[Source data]
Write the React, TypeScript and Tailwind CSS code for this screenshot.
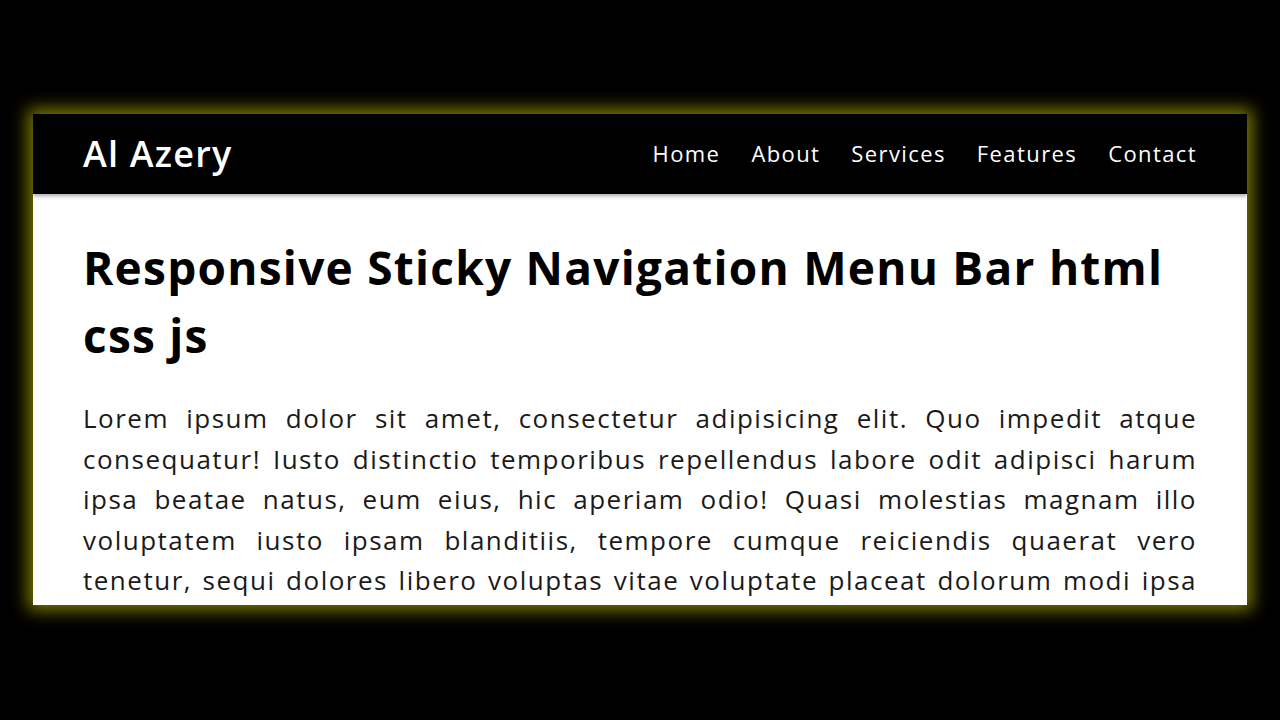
const links = ["Home", "About", "Services", "Features", "Contact"];

const lines = [
  "Lorem ipsum dolor sit amet, consectetur adipisicing elit. Quo impedit atque",
  "consequatur! Iusto distinctio temporibus repellendus labore odit adipisci harum",
  "ipsa beatae natus, eum eius, hic aperiam odio! Quasi molestias magnam illo",
  "voluptatem iusto ipsam blanditiis, tempore cumque reiciendis quaerat vero",
  "tenetur, sequi dolores libero voluptas vitae voluptate placeat dolorum modi ipsa",
];

const App = () => {
  return (
    <div className="min-h-[720px] w-full bg-black pt-[114px] pl-[33px]" style={{ fontFamily: '"Open Sans", "DejaVu Sans", sans-serif' }}>
      <div className="w-[1214px] h-[491px] bg-white overflow-hidden flex flex-col shadow-[0_0_16px_5px_rgba(170,170,0,0.75)]">
        <nav className="h-[80px] shrink-0 bg-black flex items-center justify-between px-[50px] shadow-[0_2px_4px_rgba(0,0,0,0.35)] z-10">
          <a className="text-[36px] font-semibold text-white tracking-[1.2px]">Al Azery</a>
          <ul className="flex items-center gap-[31px] -mt-[2px]">
            {links.map((l) => (
              <li key={l} className="text-[22px] font-medium text-white tracking-[1.4px]">{l}</li>
            ))}
          </ul>
        </nav>
        <main className="px-[50px] pt-[39px]">
          <h1 className="text-[46px] leading-[68px] font-bold text-black tracking-[1.25px]">
            Responsive Sticky Navigation Menu Bar html css js
          </h1>
          <p className="mt-[29px] text-[26px] leading-[40.5px] text-[#1a1a1a] tracking-[1.5px]">
            {lines.map((t) => (
              <span key={t} className="block text-justify [text-align-last:justify]">{t}</span>
            ))}
          </p>
        </main>
      </div>
    </div>
  );
};

export default App;
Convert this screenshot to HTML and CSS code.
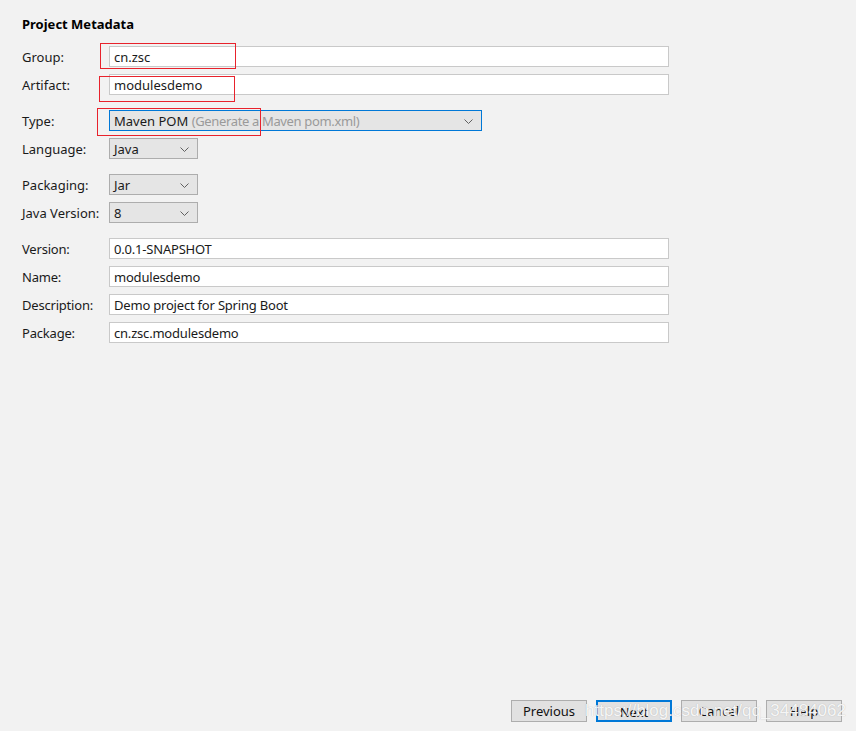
FILE: index.html
```html
<!DOCTYPE html>
<html>
<head>
<meta charset="utf-8">
<link rel="stylesheet" href="styles.css">
</head>
<body>
<div class="page">
  <div class="panel">
    <h1 class="title">Project Metadata</h1>
    <div class="group">
      <div class="row"><span class="label">Group:</span><div class="field wide"><div class="input">cn.zsc</div><div class="mark mark-group"></div></div></div>
      <div class="row"><span class="label">Artifact:</span><div class="field wide"><div class="input">modulesdemo</div><div class="mark mark-artifact"></div></div></div>
    </div>
    <div class="group">
      <div class="row"><span class="label">Type:</span><div class="field"><div class="select type-select focused"><span>Maven POM <span class="hint">(Generate a Maven pom.xml)</span></span><svg class="chev" width="9" height="5" viewBox="0 0 9 5"><path d="M0.5 0.5 L4.5 4.5 L8.5 0.5" fill="none" stroke="#606060" stroke-width="1"/></svg></div><div class="mark mark-type"></div></div></div>
      <div class="row"><span class="label">Language:</span><div class="field"><div class="select small"><span>Java</span><svg class="chev" width="9" height="5" viewBox="0 0 9 5"><path d="M0.5 0.5 L4.5 4.5 L8.5 0.5" fill="none" stroke="#606060" stroke-width="1"/></svg></div></div></div>
    </div>
    <div class="group">
      <div class="row"><span class="label">Packaging:</span><div class="field"><div class="select small"><span>Jar</span><svg class="chev" width="9" height="5" viewBox="0 0 9 5"><path d="M0.5 0.5 L4.5 4.5 L8.5 0.5" fill="none" stroke="#606060" stroke-width="1"/></svg></div></div></div>
      <div class="row"><span class="label">Java Version:</span><div class="field"><div class="select small"><span>8</span><svg class="chev" width="9" height="5" viewBox="0 0 9 5"><path d="M0.5 0.5 L4.5 4.5 L8.5 0.5" fill="none" stroke="#606060" stroke-width="1"/></svg></div></div></div>
    </div>
    <div class="group narrow">
      <div class="row"><span class="label">Version:</span><div class="field wide"><div class="input">0.0.1-SNAPSHOT</div></div></div>
      <div class="row"><span class="label">Name:</span><div class="field wide"><div class="input">modulesdemo</div></div></div>
      <div class="row"><span class="label">Description:</span><div class="field wide"><div class="input">Demo project for Spring Boot</div></div></div>
      <div class="row"><span class="label">Package:</span><div class="field wide"><div class="input">cn.zsc.modulesdemo</div></div></div>
    </div>
  </div>
  <div class="footer">
    <button class="btn">Previous</button>
    <button class="btn default">Next</button>
    <button class="btn">Cancel</button>
    <button class="btn">Help</button>
    <div class="watermark">https://blog.csdn.net/qq_34484062</div>
  </div>
</div>
</body>
</html>
```
FILE: styles.css
```css
html, body {
  margin: 0;
  padding: 0;
  background: #f2f2f2;
}
body {
  font-family: "Noto Sans", "Noto Sans CJK SC", sans-serif;
  font-size: 13px;
  color: #1a1a1a;
}
.page {
  width: 856px;
  height: 731px;
  display: flex;
  flex-direction: column;
  position: relative;
}
.panel {
  padding: 15px 0 0 22px;
  display: flex;
  flex-direction: column;
}
.title {
  margin: 0 0 13px 0;
  font-size: 13px;
  font-weight: bold;
  line-height: 18px;
  color: #000;
}
.group {
  display: flex;
  flex-direction: column;
  gap: 7px;
  margin-bottom: 15px;
}
.row {
  display: flex;
  align-items: center;
  height: 21px;
}
.label {
  width: 87px;
  flex: none;
  line-height: 21px;
  padding-top: 1px;
  box-sizing: border-box;
  height: 21px;
}
.narrow .label, .narrow .input {
  letter-spacing: -0.2px;
}
.field {
  position: relative;
  height: 21px;
}
.field.wide {
  width: 560px;
}
.input {
  box-sizing: border-box;
  height: 21px;
  background: #fff;
  border: 1px solid #c9c9c9;
  padding: 1px 4px 0 4px;
  line-height: 18px;
  white-space: nowrap;
}
.select {
  box-sizing: border-box;
  height: 21px;
  background: #e5e5e5;
  border: 1px solid #adadad;
  padding: 1px 8px 0 4px;
  line-height: 18px;
  display: flex;
  align-items: center;
  justify-content: space-between;
  white-space: nowrap;
}
.select.small {
  width: 89px;
}
.type-select {
  width: 373px;
}
.select.focused {
  border-color: #0078d7;
}
.hint {
  color: #9a9a9a;
  letter-spacing: -0.35px;
}
.chev {
  flex: none;
}
.mark {
  position: absolute;
  border: 1px solid #e8222c;
  pointer-events: none;
}
.mark-group {
  left: -9px;
  top: -3px;
  width: 134px;
  height: 24px;
}
.mark-artifact {
  left: -10px;
  top: 2px;
  width: 134px;
  height: 24px;
}
.mark-type {
  left: -12px;
  top: -2px;
  width: 162px;
  height: 26px;
}
.footer {
  margin-top: auto;
  display: flex;
  justify-content: flex-end;
  gap: 9px;
  padding: 0 14px 9px 0;
  position: relative;
}
.btn {
  box-sizing: border-box;
  width: 76px;
  height: 22px;
  margin: 0;
  padding: 0;
  background: #e1e1e1;
  border: 1px solid #adadad;
  font-family: inherit;
  font-size: 13px;
  color: #111;
  line-height: 20px;
}
.btn.default {
  border: 2px solid #0078d7;
}
.watermark {
  position: absolute;
  right: 10px;
  top: 0px;
  font-family: "Liberation Sans", Arial, sans-serif;
  font-size: 17px;
  line-height: 22px;
  color: rgba(255, 255, 255, 0.9);
  text-shadow: 0 0 1px rgba(110, 110, 110, 0.45);
  pointer-events: none;
  white-space: nowrap;
}
```
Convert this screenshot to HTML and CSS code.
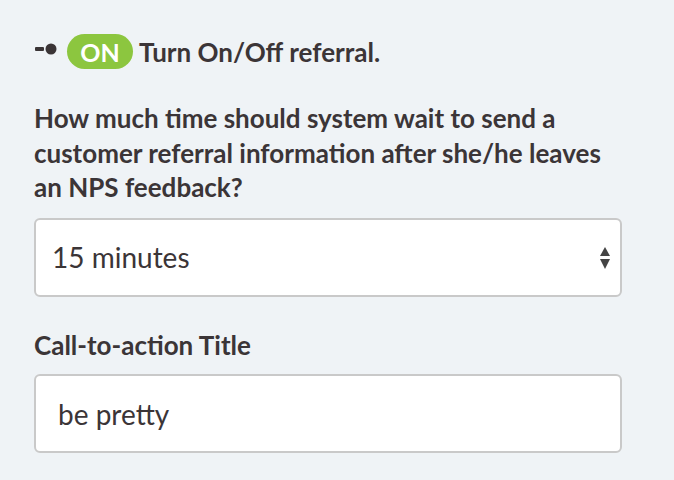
FILE: index.html
```html
<!DOCTYPE html>
<html lang="en">
<head>
    <meta charset="UTF-8">
    <meta name="viewport" content="width=device-width, initial-scale=1.0">
    <title>Referral Settings</title>
    <link rel="stylesheet" href="styles.css">
</head>
<body>
    <div class="settings">
        <div class="toggle-row">
            <svg class="toggle-icon" width="22" height="12" viewBox="0 0 22 12">
                <rect x="0" y="4" width="9" height="4" rx="1" fill="#3a3436"/>
                <circle cx="16" cy="6" r="5.5" fill="#3a3436"/>
            </svg>
            <span class="pill">ON</span>
            <span class="toggle-label">Turn On/Off referral.</span>
        </div>

        <label class="field-label" for="waitSelect">How much time should system wait to send a customer referral information after she/he leaves an NPS feedback?</label>
        <div class="select-wrap">
            <select id="waitSelect" class="field">
                <option>15 minutes</option>
                <option>30 minutes</option>
                <option>1 hour</option>
            </select>
            <span class="arrows">
                <svg width="10" height="22" viewBox="0 0 10 22">
                    <polygon points="5,0 10,9 0,9" fill="#444"/>
                    <polygon points="0,12 10,12 5,22" fill="#444"/>
                </svg>
            </span>
        </div>

        <label class="field-label title-label" for="ctaTitle">Call-to-action Title</label>
        <input type="text" id="ctaTitle" class="field" value="be pretty">
    </div>
</body>
</html>
```

FILE: styles.css
```css
body {
    margin: 0;
    background-color: #eff3f6;
    font-family: 'Lato', 'Open Sans', sans-serif;
    color: #3b3537;
}
.settings {
    width: 588px;
    padding: 34px 0 0 34px;
}
.toggle-row {
    display: flex;
    align-items: center;
    height: 35px;
}
.toggle-icon {
    margin-left: 1px;
    margin-right: 10px;
    margin-top: -6px;
}
.pill {
    display: inline-flex;
    align-items: center;
    justify-content: center;
    width: 66px;
    height: 35px;
    border-radius: 18px;
    background-color: #8cc63f;
    color: white;
    font-weight: bold;
    font-size: 25px;
}
.toggle-label {
    margin-left: 6px;
    font-weight: bold;
    font-size: 26px;
}
.field-label {
    display: block;
    margin-top: 32px;
    font-weight: bold;
    font-size: 26px;
    line-height: 34.5px;
}
.title-label {
    margin-top: 31px;
}
.select-wrap {
    position: relative;
    margin-top: 13px;
}
.field {
    display: block;
    box-sizing: border-box;
    width: 588px;
    height: 79px;
    margin: 0;
    background-color: white;
    border: 2px solid #c9c9c9;
    border-radius: 6px;
    font-family: 'Lato', 'Open Sans', sans-serif;
    font-size: 28px;
    color: #3b3537;
    outline: none;
}
select.field {
    -webkit-appearance: none;
    appearance: none;
    padding: 0 40px 0 16px;
}
input.field {
    margin-top: 12px;
    padding: 0 22px;
}
.arrows {
    position: absolute;
    right: 12px;
    top: 29px;
    line-height: 0;
    pointer-events: none;
}
```
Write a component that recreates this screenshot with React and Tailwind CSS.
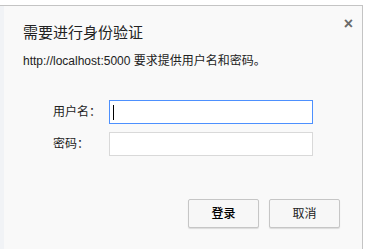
import React from "react";

export default function App() {
  const font = { fontFamily: '"Liberation Sans", "Noto Sans CJK SC", sans-serif' };
  return (
    <div className="w-[365px] h-[249px] bg-white pt-[5px] overflow-hidden" style={font}>
      <div className="w-[363px] h-[244px] border-t border-r border-[#c4c4c4] flex">
        <div className="w-[4px] h-full bg-[#f1f3f6]" />
        <div className="relative flex-1 bg-[#f9f9f9] pl-[19px] pr-[21px] flex flex-col">
          <button className="absolute right-[9px] top-[10px] text-[#6a6a6a] text-[16px] font-bold leading-none">×</button>
          <div className="mt-[17px] h-[20px] leading-[20px] text-[15px] text-[#222]">需要进行身份验证</div>
          <div className="mt-[10px] h-[16px] leading-[16px] text-[12px] text-[#222]">http://localhost:5000 要求提供用户名和密码。</div>
          <div className="mt-[31px] flex flex-col gap-[8px]">
            <div className="flex items-center">
              <div className="w-[86px] pl-[30px] text-[12px] text-[#222]">用户名：</div>
              <div className="relative w-[204px] h-[24px] border border-[#4d90fe] bg-white">
                <div className="absolute left-[3px] top-[4px] w-px h-[15px] bg-black" />
              </div>
            </div>
            <div className="flex items-center">
              <div className="w-[86px] pl-[30px] text-[12px] text-[#222]">密码：</div>
              <div className="w-[204px] h-[24px] border border-[#d9d9d9] bg-white" />
            </div>
          </div>
          <div className="mt-[43px] flex justify-end gap-[10px] pr-[1px]">
            <button className="w-[71px] h-[29px] rounded-[2px] border border-[#c6c6c6] bg-[#f7f7f7] shadow-[0_1px_1px_rgba(0,0,0,0.12)] text-[12px] text-black font-medium">登录</button>
            <button className="w-[71px] h-[29px] rounded-[2px] border border-[#c6c6c6] bg-[#f7f7f7] shadow-[0_1px_1px_rgba(0,0,0,0.12)] text-[12px] text-[#222]">取消</button>
          </div>
        </div>
      </div>
    </div>
  );
}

### WHAT TO PRODUCE
Only the lines from the line with "Write a component" to the end of the records should be repeated, exactly and without pictures.

### ANSWER
Write a component that recreates this screenshot with React and Tailwind CSS.
import React from "react";

export default function App() {
  const font = { fontFamily: '"Liberation Sans", "Noto Sans CJK SC", sans-serif' };
  return (
    <div className="w-[365px] h-[249px] bg-white pt-[5px] overflow-hidden" style={font}>
      <div className="w-[363px] h-[244px] border-t border-r border-[#c4c4c4] flex">
        <div className="w-[4px] h-full bg-[#f1f3f6]" />
        <div className="relative flex-1 bg-[#f9f9f9] pl-[19px] pr-[21px] flex flex-col">
          <button className="absolute right-[9px] top-[10px] text-[#6a6a6a] text-[16px] font-bold leading-none">×</button>
          <div className="mt-[17px] h-[20px] leading-[20px] text-[15px] text-[#222]">需要进行身份验证</div>
          <div className="mt-[10px] h-[16px] leading-[16px] text-[12px] text-[#222]">http://localhost:5000 要求提供用户名和密码。</div>
          <div className="mt-[31px] flex flex-col gap-[8px]">
            <div className="flex items-center">
              <div className="w-[86px] pl-[30px] text-[12px] text-[#222]">用户名：</div>
              <div className="relative w-[204px] h-[24px] border border-[#4d90fe] bg-white">
                <div className="absolute left-[3px] top-[4px] w-px h-[15px] bg-black" />
              </div>
            </div>
            <div className="flex items-center">
              <div className="w-[86px] pl-[30px] text-[12px] text-[#222]">密码：</div>
              <div className="w-[204px] h-[24px] border border-[#d9d9d9] bg-white" />
            </div>
          </div>
          <div className="mt-[43px] flex justify-end gap-[10px] pr-[1px]">
            <button className="w-[71px] h-[29px] rounded-[2px] border border-[#c6c6c6] bg-[#f7f7f7] shadow-[0_1px_1px_rgba(0,0,0,0.12)] text-[12px] text-black font-medium">登录</button>
            <button className="w-[71px] h-[29px] rounded-[2px] border border-[#c6c6c6] bg-[#f7f7f7] shadow-[0_1px_1px_rgba(0,0,0,0.12)] text-[12px] text-[#222]">取消</button>
          </div>
        </div>
      </div>
    </div>
  );
}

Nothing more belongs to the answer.